You’re also expected to know exactly which features you want. This is fine for the experienced borrower, but most people know some flexibility is a good thing, but don’t know exactly which features offer more flexibility than others.
What is the flexibility score?
Today’s home loans often try to lure borrowers with a range of flexible features, including offset accounts, redraw facilities, repayment frequency options, repayment holidays, split loan options and portability. Real Time Ratings™ weights each of these features based on popularity and gives loans a ‘flexibility score’ based on how much they cater to borrowers’ needs over time. The aim is to give a higher score to loans which give borrowers more features and options.
They’re not always timely
In today’s competitive home loan market, lenders are releasing new offers almost daily. These offers are often some of the most attractive deals in the market, but won’t get rated by traditional ratings systems for up to a year.

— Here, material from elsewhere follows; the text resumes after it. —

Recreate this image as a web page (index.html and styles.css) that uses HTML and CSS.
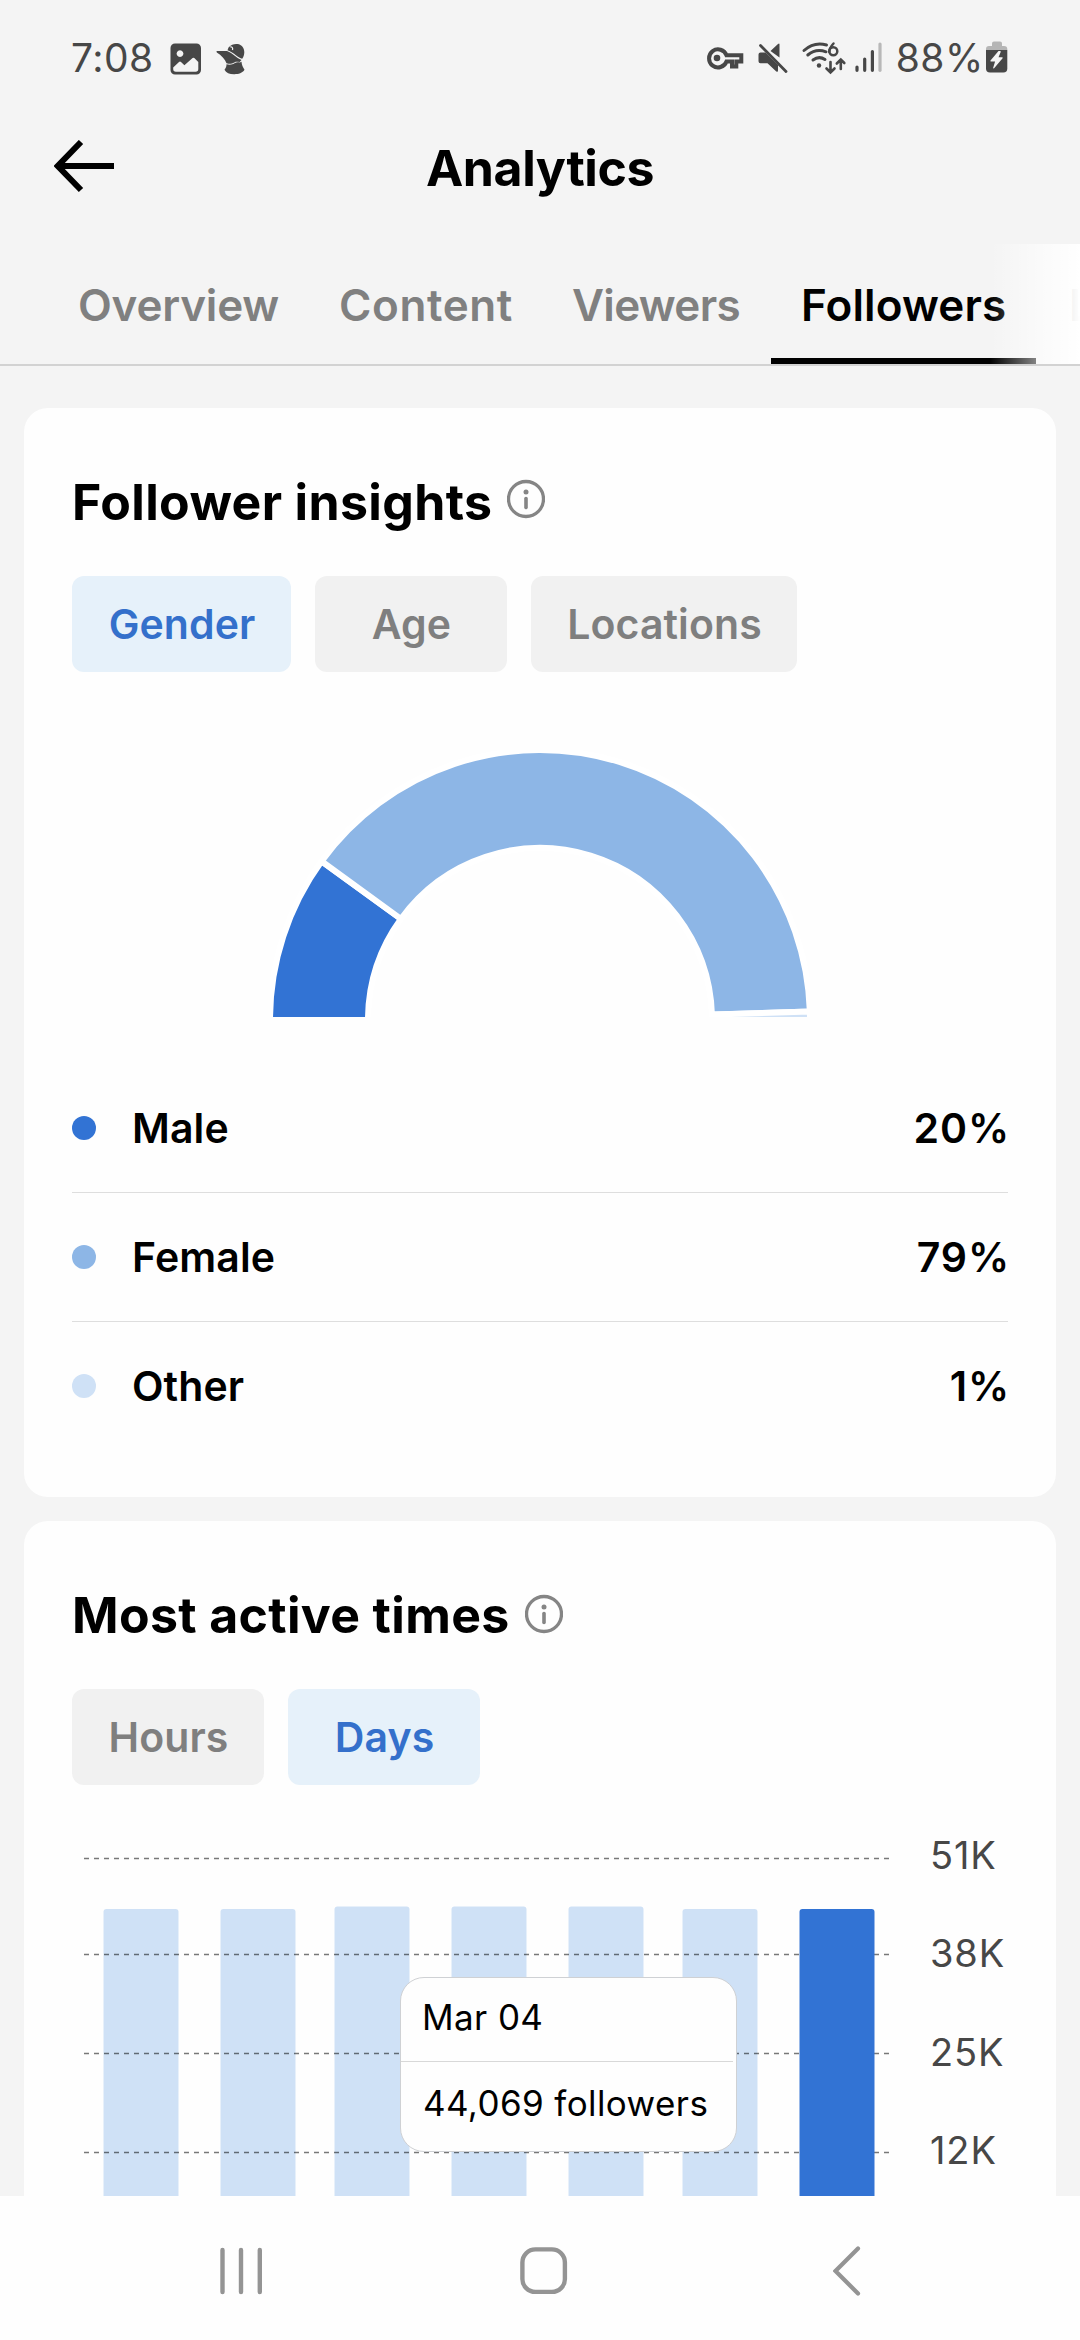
FILE: index.html
```
<!DOCTYPE html>
<html lang="en">
<head>
<meta charset="utf-8">
<title>Analytics</title>
<link rel="stylesheet" href="styles.css">
</head>
<body>
<div class="screen">
  <div class="app">
    <div class="status">
      <div class="status-left">
        <span class="clock">7:08</span>
        <svg class="ico-picture" width="32" height="32" viewBox="0 0 32 32">
          <path fill-rule="evenodd" fill="#474747" d="M5 .5h21.500a4.500 4.500 0 0 1 4.500 4.500v22a4.500 4.500 0 0 1-4.500 4.500h-21.500a4.500 4.500 0 0 1-4.500-4.500v-22a4.500 4.500 0 0 1 4.500-4.500zM10 7.200a3.400 3.400 0 1 0 .01 0zM3.200 24.500v1.500a2.700 2.700 0 0 0 2.700 2.700h19.700a2.700 2.700 0 0 0 2.700-2.700v-7l-4-4q-.9-.7-1.700 0l-8.200 7.300-3.400-3.400q-1-.8-2 0z"/>
        </svg>
        <svg class="ico-hat" width="30" height="32" viewBox="0 0 30 32">
          <g fill="#474747">
            <path d="M12.500 4.500C15 1.600 18.500.6 21.500 1c4.300.6 6.900 4 6.800 8.300-.1 2.700-.9 4.900-2.100 6.500C22.500 15.300 18 9.500 11.500 7.300z"/>
            <path d="M.5 8 11 8C17 10 20 15 25.500 17l-1.800 2-1.700-.2c-2-.4-3 .1-4.300 1-2.500 1.400-4 1.200-7.200.5C9 16.500 5.500 12 .8 9.500z"/>
            <path d="M10.500 21.300c3.500.7 6 .3 8.500-1.200 1.500-1 3-1 4.800-.5l1.700-.8c.3 3 1.300 5.500 3 8-2 3.500-6.500 4.500-10.500 4.400-4.500 0-8-1.400-9.500-4.500 1.300-1.400 2-3 2-5.400z"/>
          </g>
          <path d="M14.300 3.800c1.800-.2 2.800 1 2.200 3.200" fill="none" stroke="#f4f4f4" stroke-width="1.200"/>
        </svg>
      </div>
      <div class="status-right">
        <svg width="254" height="36" viewBox="704 39 254 36">
          <path fill="none" stroke="#474747" stroke-width="4" d="M727.500 55.300H740.300V61.500H735.300V66.500H731V61.500H725.500A9 9 0 1 1 725.500 55.300z"/>
          <circle cx="716" cy="58" r="3.300" fill="#474747"/>
          <path fill="#474747" d="M757.500 54.500q0-2 2-2h5l12.500 12.500v5.500q0 2.300-2 .7l-8.500-8h-7q-2 0-2-2zM769.500 51l7.500-7q1.500-1.200 1.500.5v13z"/>
          <path d="M759.500 45.500 785 71.500" stroke="#474747" stroke-width="2.800" stroke-linecap="round"/>
          <g fill="none" stroke="#474747" stroke-width="3" stroke-linecap="round">
            <path d="M803 50.500Q813 41.500 825.500 45M806.800 55Q815 48 825 51.800M812 60Q818 55.500 824 59.500"/>
            <path d="M832.500 43.500Q828 48.500 828.300 52" stroke-width="2.500"/>
            <circle cx="832.300" cy="51.300" r="4" stroke-width="2.500"/>
            <path d="M829.500 62V72M825.500 68.500 829.500 72.500 833.500 68.500M839.800 69V59.500M835.800 63.500 839.800 59.500 843.300 63" stroke-width="2.600"/>
          </g>
          <circle cx="818" cy="65.500" r="2.200" fill="#474747"/>
          <g stroke-width="3.200" stroke-linecap="round" stroke="#474747">
            <path d="M856 67V70.300M863.700 59V70.300M871.400 51.500V70.300"/>
            <path d="M879 44V70.300" stroke="#b8b8b8"/>
          </g>
        </svg>
        <span class="charge">88%</span>
        <svg width="22" height="32" viewBox="0 0 22 32">
          <path fill="#b5b5b5" d="M0 9V8q0-3 3-3h3V2.500q0-2 2-2h6q2 0 2 2V5h2q3.300 0 3.300 3v1z"/>
          <path fill="#474747" d="M0 9h21.300v18.500q0 4-4 4h-13.300q-4 0-4-4z"/>
          <path fill="#f4f4f4" d="M12.500 10 4.500 19.500q-.6 1 .6 1h4l-2 6.500q.3.800 1 .2l8.500-10q.5-1-.6-1h-3.500l2.300-5.500q0-1-1.300-.7z"/>
        </svg>
      </div>
    </div>

    <header class="header">
      <svg class="back" width="62" height="56" viewBox="0 0 62 56" fill="none" stroke="#000" stroke-width="6">
        <path d="M60 26H4"/><path d="M27 2 3.800 26 27 50"/>
      </svg>
      <h1 class="title">Analytics</h1>
    </header>

    <nav class="tabs">
      <a class="tab tab-overview">Overview</a>
      <a class="tab tab-content">Content</a>
      <a class="tab tab-viewers">Viewers</a>
      <a class="tab tab-active">Followers</a>
      <a class="tab tab-next">LIVE</a>
      <div class="tabs-fade"></div>
    </nav>

    <main class="cards">
      <section class="card">
        <h2 class="card-title">Follower insights
          <svg class="info info-raised" width="38" height="40" viewBox="0 0 38 40"><circle cx="19" cy="20" r="17.500" fill="none" stroke="#858585" stroke-width="3.300"/><circle cx="19" cy="13" r="2.500" fill="#858585"/><path d="M19 19.500v9" stroke="#858585" stroke-width="3.600" stroke-linecap="round"/></svg>
        </h2>
        <div class="chips">
          <button class="chip chip-gender chip-on">Gender</button>
          <button class="chip">Age</button>
          <button class="chip chip-locations">Locations</button>
        </div>
        <svg class="donut" width="540" height="267" viewBox="0 0 540 267">
          <g stroke="#fff" stroke-width="6">
            <path fill="#3273d4" d="M0 270A270 270 0 0 1 51.570 111.300L130.850 168.900A172 172 0 0 0 98 270z"/>
            <path fill="#8db6e6" d="M51.570 111.300A270 270 0 0 1 539.870 261.520L441.920 264.600A172 172 0 0 0 130.850 168.900z"/>
            <path fill="#cfe1f6" d="M539.870 261.520A270 270 0 0 1 540 270H442A172 172 0 0 0 441.920 264.600z"/>
          </g>
        </svg>
        <ul class="legend">
          <li class="legend-row"><i class="dot dot-male"></i>Male<b class="value">20%</b></li>
          <li class="legend-row"><i class="dot dot-female"></i>Female<b class="value">79%</b></li>
          <li class="legend-row"><i class="dot dot-other"></i>Other<b class="value">1%</b></li>
        </ul>
      </section>

      <section class="card">
        <h2 class="card-title">Most active times
          <svg class="info" width="38" height="40" viewBox="0 0 38 40"><circle cx="19" cy="20" r="17.500" fill="none" stroke="#858585" stroke-width="3.300"/><circle cx="19" cy="13" r="2.500" fill="#858585"/><path d="M19 19.500v9" stroke="#858585" stroke-width="3.600" stroke-linecap="round"/></svg>
        </h2>
        <div class="chips">
          <button class="chip">Hours</button>
          <button class="chip chip-on">Days</button>
        </div>
        <div class="chart">
          <svg class="plot" width="820" height="411" viewBox="72 1785 820 411">
            <g fill="#cfe1f6">
              <rect x="103.500" y="1909" width="75" height="320" rx="3"/>
              <rect x="220.500" y="1909" width="75" height="320" rx="3"/>
              <rect x="334.500" y="1906.500" width="75" height="320" rx="3"/>
              <rect x="451.500" y="1906.500" width="75" height="320" rx="3"/>
              <rect x="568.500" y="1906.500" width="75" height="320" rx="3"/>
              <rect x="682.500" y="1909" width="75" height="320" rx="3"/>
            </g>
            <path d="M84 1858.500H890M84 1954.500H890M84 2053.500H890M84 2152.500H890" stroke="#000" stroke-opacity=".53" stroke-width="1.500" stroke-dasharray="5 5"/>
            <rect x="799.500" y="1909" width="75" height="320" rx="3" fill="#3273d4"/>
          </svg>
          <div class="axis"><span>51K</span><span>38K</span><span>25K</span><span>12K</span></div>
          <div class="tooltip">
            <div class="tooltip-date">Mar 04</div>
            <div class="tooltip-value">44,069 followers</div>
          </div>
        </div>
      </section>
    </main>
  </div>

  <div class="navbar">
    <svg width="42" height="48" viewBox="0 0 42 48" stroke="#949494" stroke-width="4.400" stroke-linecap="round"><path d="M2.500 3V45M21 3V45M39.800 3V45"/></svg>
    <svg class="home" width="48" height="48" viewBox="0 0 48 48" fill="none" stroke="#949494" stroke-width="4.400"><rect x="2.400" y="2.400" width="42.500" height="42.500" rx="13"/></svg>
    <svg width="28" height="50" viewBox="0 0 28 50" fill="none" stroke="#949494" stroke-width="4.200" stroke-linecap="round"><path d="M25 2.500 2.500 25 25 47.500"/></svg>
  </div>
</div>
</body>
</html>
```

FILE: styles.css
```
* { box-sizing: border-box; }

body {
  margin: 0;
  background: #f4f4f4;
  color: #000;
  font-family: Inter, "Noto Sans", sans-serif;
}

svg { display: block; flex: none; }

.screen {
  width: 1080px;
  height: 2340px;
  display: flex;
  flex-direction: column;
  overflow: hidden;
}

.app {
  height: 2196px;
  overflow: hidden;
}

/* Status bar */
.status {
  height: 114px;
  padding: 0 72px 0 71px;
  display: flex;
  align-items: center;
  justify-content: space-between;
  color: #474747;
  font-size: 39px;
  font-weight: 370;
}

.status-left,
.status-right {
  display: flex;
  align-items: center;
}

.clock { letter-spacing: .5px; }
.ico-picture { margin: 4px 0 0 16px; }
.ico-hat { margin: 4px 0 0 14px; }
.charge { margin-left: -63px; letter-spacing: .6px; }
.status-right svg:last-child { margin-left: 2px; }

/* Title bar */
.header {
  height: 108px;
  margin-bottom: 22px;
  padding: 0 54px;
  display: grid;
  grid-template-columns: 62px 1fr 62px;
  align-items: center;
}

.title {
  margin: 0;
  text-align: center;
  font-size: 50px;
  line-height: 60px;
  font-weight: 680;
  letter-spacing: -.4px;
}

/* Tabs */
.tabs {
  position: relative;
  height: 122px;
  padding-left: 48px;
  display: grid;
  grid-template-columns: 261px 232px 230px 265px 44px;
  overflow: hidden;
  border-bottom: 2px solid #d2d2d2;
}

.tab {
  height: 120px;
  padding-left: 30px;
  color: #808080;
  font-size: 44px;
  line-height: 122px;
  font-weight: 570;
}

.tab-overview { letter-spacing: -.2px; }
.tab-content { letter-spacing: .6px; }

.tab-viewers {
  padding-left: 31px;
  letter-spacing: -.7px;
}

.tab-active {
  color: #000;
  letter-spacing: .1px;
  border-bottom: 6px solid #000;
}

.tab-next { padding-left: 33px; }

.tabs-fade {
  position: absolute;
  top: 0;
  right: 0;
  width: 90px;
  height: 120px;
  background: linear-gradient(to right, rgba(255, 255, 255, 0), #fff);
}

/* Cards */
.cards {
  padding: 42px 24px 0;
  display: grid;
  gap: 24px;
}

.card {
  padding: 64px 48px 47px;
  border-radius: 24px;
  background: #fefefe;
}

.card-title {
  height: 60px;
  margin: 0 0 44px;
  display: flex;
  align-items: center;
  gap: 15px;
  font-size: 50px;
  line-height: 60px;
  font-weight: 680;
  letter-spacing: .35px;
}

.info { margin-bottom: 3px; }
.info-raised { margin-bottom: 7px; }

.chips {
  display: flex;
  gap: 24px;
}

.chip {
  width: 192px;
  height: 96px;
  padding: 0 0 0 1px;
  border: 0;
  border-radius: 12px;
  background: #f1f1f1;
  color: #7f7f7f;
  font: 570 41px/96px Inter, "Noto Sans", sans-serif;
  letter-spacing: .1px;
  text-align: center;
}

.chip-gender { width: 219px; }
.chip-locations { width: 266px; }

.chip-on {
  background: #e6f1fa;
  color: #3470cb;
}

.donut { margin: 78px auto 0; }

/* Legend */
.legend {
  margin: 47px 0 0;
  padding: 0;
  list-style: none;
}

.legend-row {
  height: 129px;
  display: flex;
  align-items: center;
  border-bottom: 1px solid #dedede;
  font-size: 41px;
  font-weight: 570;
  letter-spacing: .1px;
}

.legend-row:last-child {
  height: 128px;
  border-bottom: 0;
}

.dot {
  width: 24px;
  height: 24px;
  margin-right: 36px;
  border-radius: 50%;
}

.dot-male { background: #3273d4; }
.dot-female { background: #8db6e6; }
.dot-other { background: #cfe1f6; }

.value {
  margin: 0 -2px 0 auto;
  font-weight: 570;
  letter-spacing: .9px;
}

/* Active times chart */
.chart {
  position: relative;
  height: 444px;
  display: flex;
}

.axis {
  padding: 21px 0 0 38px;
  color: #474747;
  font-size: 38px;
  line-height: 98.4px;
  letter-spacing: .9px;
}

.axis span { display: block; }

.tooltip {
  position: absolute;
  left: 328px;
  top: 192px;
  width: 337px;
  height: 175px;
  border: 1px solid #cfd1d4;
  border-radius: 24px;
  background: #fefefe;
  font-size: 35px;
  letter-spacing: .4px;
}

.tooltip-date {
  height: 84px;
  margin-right: 3px;
  padding-left: 21px;
  border-bottom: 1px solid #d8d8d8;
  line-height: 79px;
}

.tooltip-value {
  padding-left: 22px;
  line-height: 83px;
}

/* System navigation */
.navbar {
  height: 144px;
  padding: 5px 219px 0 220px;
  display: flex;
  align-items: center;
  justify-content: space-between;
  background: #fefefe;
}

.home { margin-right: 8px; }
```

The assumptions are out of date
The comparison rate is based on a loan size of $150,000 and a loan term of 25 years. However, the typical loan size is much higher than that. Million dollar loans are becoming increasingly common, especially if you live in metropolitan parts of Australia, like Sydney and Melbourne. It’s also uncommon for borrowers to hold a loan for 25 years. The typical shelf life for a home loan is a few years.
The other problem is because it’s a percentage, the difference between 3.9 or 3.7 per cent on a $500,000 doesn’t sound like much, but equals around $683 a year. Real Time Ratings™ not only looks at the difference in the monthly repayments, but it will work out the actual cost difference once fees are taken into consideration.